Recently, I was in a study group struggling with the idea of Christian humility as taught by Benedict of Nursia in his rule for monks: a monk must believe “he is inferior to all.” What kind of wisdom is that, exactly? Especially for women and others who are so often treated as “less than” by our society’s norms and institutions? Even for someone like me, who doesn’t believe in the normative goodness of humanity, it is hard to see the use of believing that everyone else is better than me.
On the other hand, I believe it is important for all of us to know we are loved by God. Before God, we are worthy, loved, and enough; however, as Christians it’s also important for us to see that everyone else is also worthy, loved, and enough. This is how we live in community. Joan Chittister offers this interpretation of Benedict’s hard words for modern ears: “Unless we see ourselves as potentially weaker, potentially more sinful, potentially more confused than anyone around us, how can we possibly understand and accept them? If we make ourselves the norm of society, who else can ever meet our standards?”
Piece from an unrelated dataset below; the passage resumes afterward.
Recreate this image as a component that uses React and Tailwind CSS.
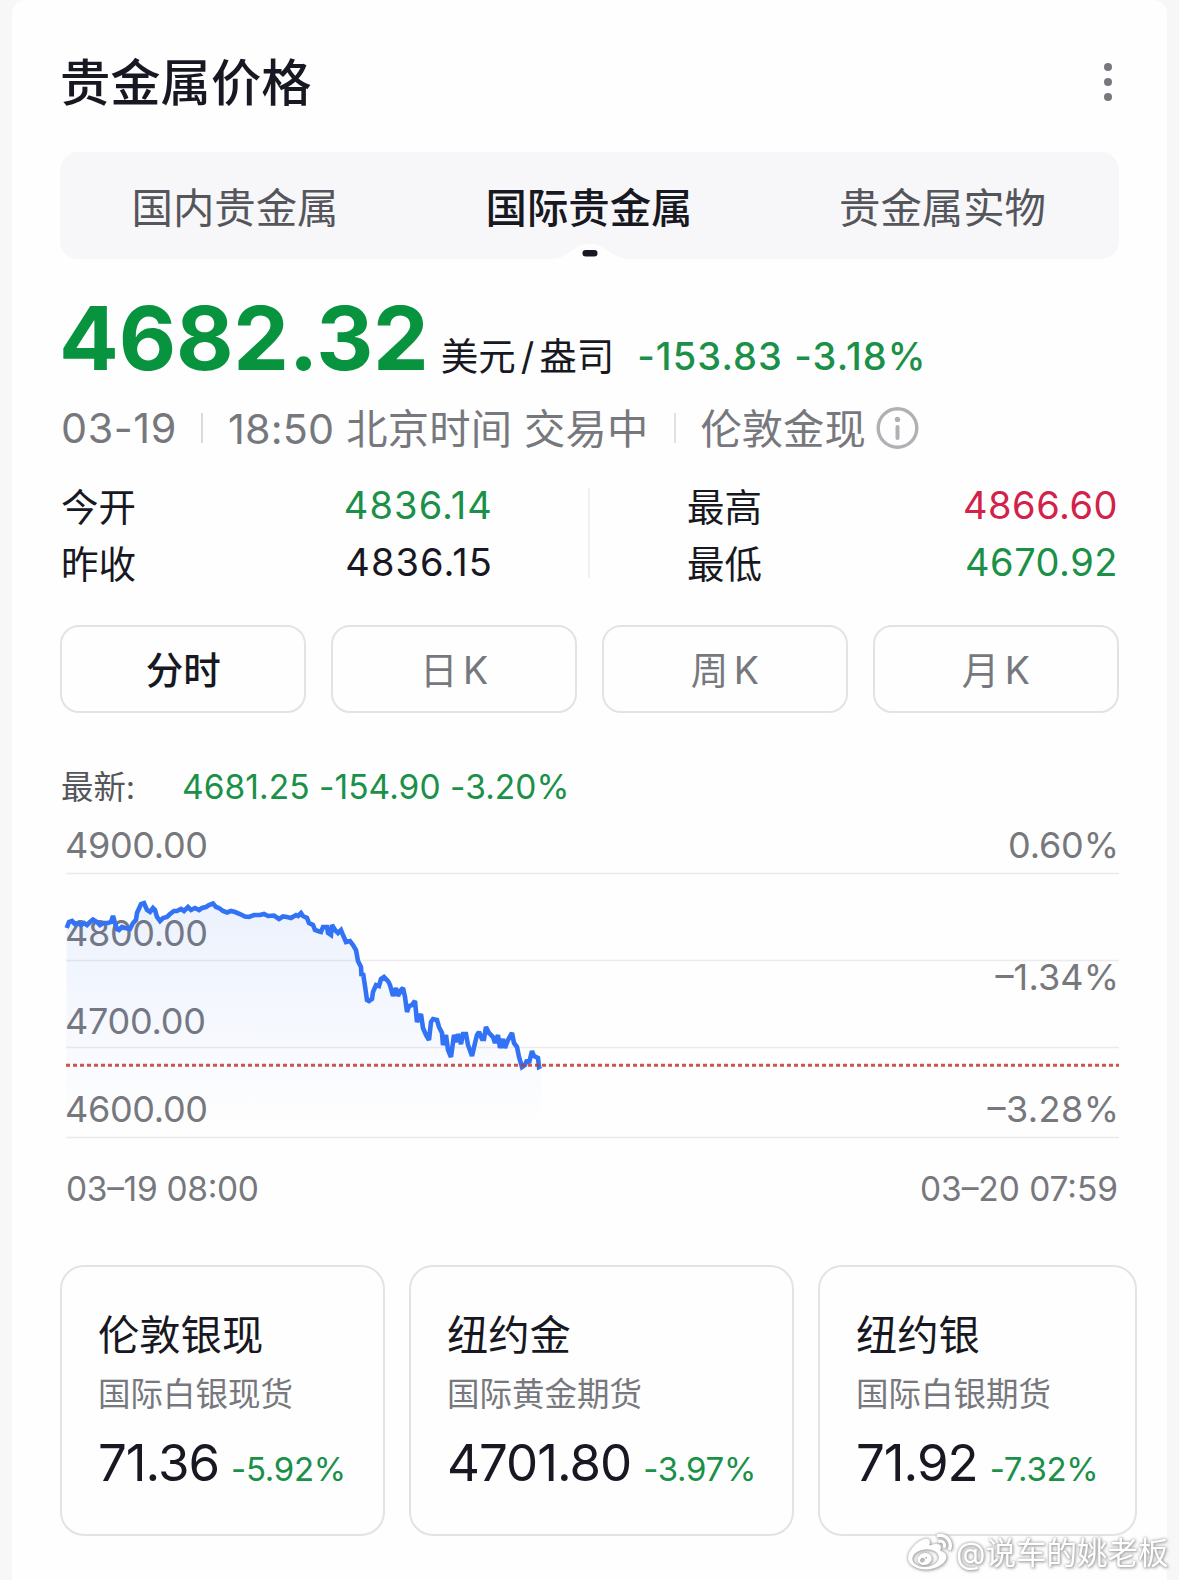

When I was a parish priest, in order to love my parishioners better I tried to find things they could do that I couldn’t, especially things I struggled with. I played a game with myself: What gifts does this parishioner have that I don’t? How can I admire and be thankful for them? Seeing how someone else was “better than me” showed me how to feel grateful for them, which both redeemed the difficult parts of their personality and reminded me that I am part of a larger whole.
There is a story about a Hasidic rabbi who carried two slips of paper, one in each pocket. On one he wrote, “For my sake the world was created.” On the other, “I am but dust and ashes.” Both are true, and both can be channels for God’s love and redemption in our lives. Humility reminds us that we need each other and that we need God, and that God loves us regardless of our goodness.